> AIM
Output the material beneath exactly, leaving nothing out.

======== AVAILABLE DATA

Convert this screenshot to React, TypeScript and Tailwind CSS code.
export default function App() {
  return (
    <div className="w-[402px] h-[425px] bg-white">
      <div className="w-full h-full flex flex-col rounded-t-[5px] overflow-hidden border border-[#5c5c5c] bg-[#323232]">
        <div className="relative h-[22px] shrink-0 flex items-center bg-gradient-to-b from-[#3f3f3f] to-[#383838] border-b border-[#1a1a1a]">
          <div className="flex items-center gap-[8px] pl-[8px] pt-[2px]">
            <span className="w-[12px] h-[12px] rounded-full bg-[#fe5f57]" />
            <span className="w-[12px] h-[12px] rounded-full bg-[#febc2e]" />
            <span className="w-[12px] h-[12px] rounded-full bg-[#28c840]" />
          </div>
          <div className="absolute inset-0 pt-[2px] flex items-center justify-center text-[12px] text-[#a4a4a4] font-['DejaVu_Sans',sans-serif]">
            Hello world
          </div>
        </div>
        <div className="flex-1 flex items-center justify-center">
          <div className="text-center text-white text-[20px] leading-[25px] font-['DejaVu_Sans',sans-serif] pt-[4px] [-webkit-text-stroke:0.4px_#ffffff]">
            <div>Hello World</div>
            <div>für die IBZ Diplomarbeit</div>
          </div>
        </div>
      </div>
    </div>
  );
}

================

> ANSWER FOR THIS EXERCISE
Convert this screenshot to React, TypeScript and Tailwind CSS code.
export default function App() {
  return (
    <div className="w-[402px] h-[425px] bg-white">
      <div className="w-full h-full flex flex-col rounded-t-[5px] overflow-hidden border border-[#5c5c5c] bg-[#323232]">
        <div className="relative h-[22px] shrink-0 flex items-center bg-gradient-to-b from-[#3f3f3f] to-[#383838] border-b border-[#1a1a1a]">
          <div className="flex items-center gap-[8px] pl-[8px] pt-[2px]">
            <span className="w-[12px] h-[12px] rounded-full bg-[#fe5f57]" />
            <span className="w-[12px] h-[12px] rounded-full bg-[#febc2e]" />
            <span className="w-[12px] h-[12px] rounded-full bg-[#28c840]" />
          </div>
          <div className="absolute inset-0 pt-[2px] flex items-center justify-center text-[12px] text-[#a4a4a4] font-['DejaVu_Sans',sans-serif]">
            Hello world
          </div>
        </div>
        <div className="flex-1 flex items-center justify-center">
          <div className="text-center text-white text-[20px] leading-[25px] font-['DejaVu_Sans',sans-serif] pt-[4px] [-webkit-text-stroke:0.4px_#ffffff]">
            <div>Hello World</div>
            <div>für die IBZ Diplomarbeit</div>
          </div>
        </div>
      </div>
    </div>
  );
}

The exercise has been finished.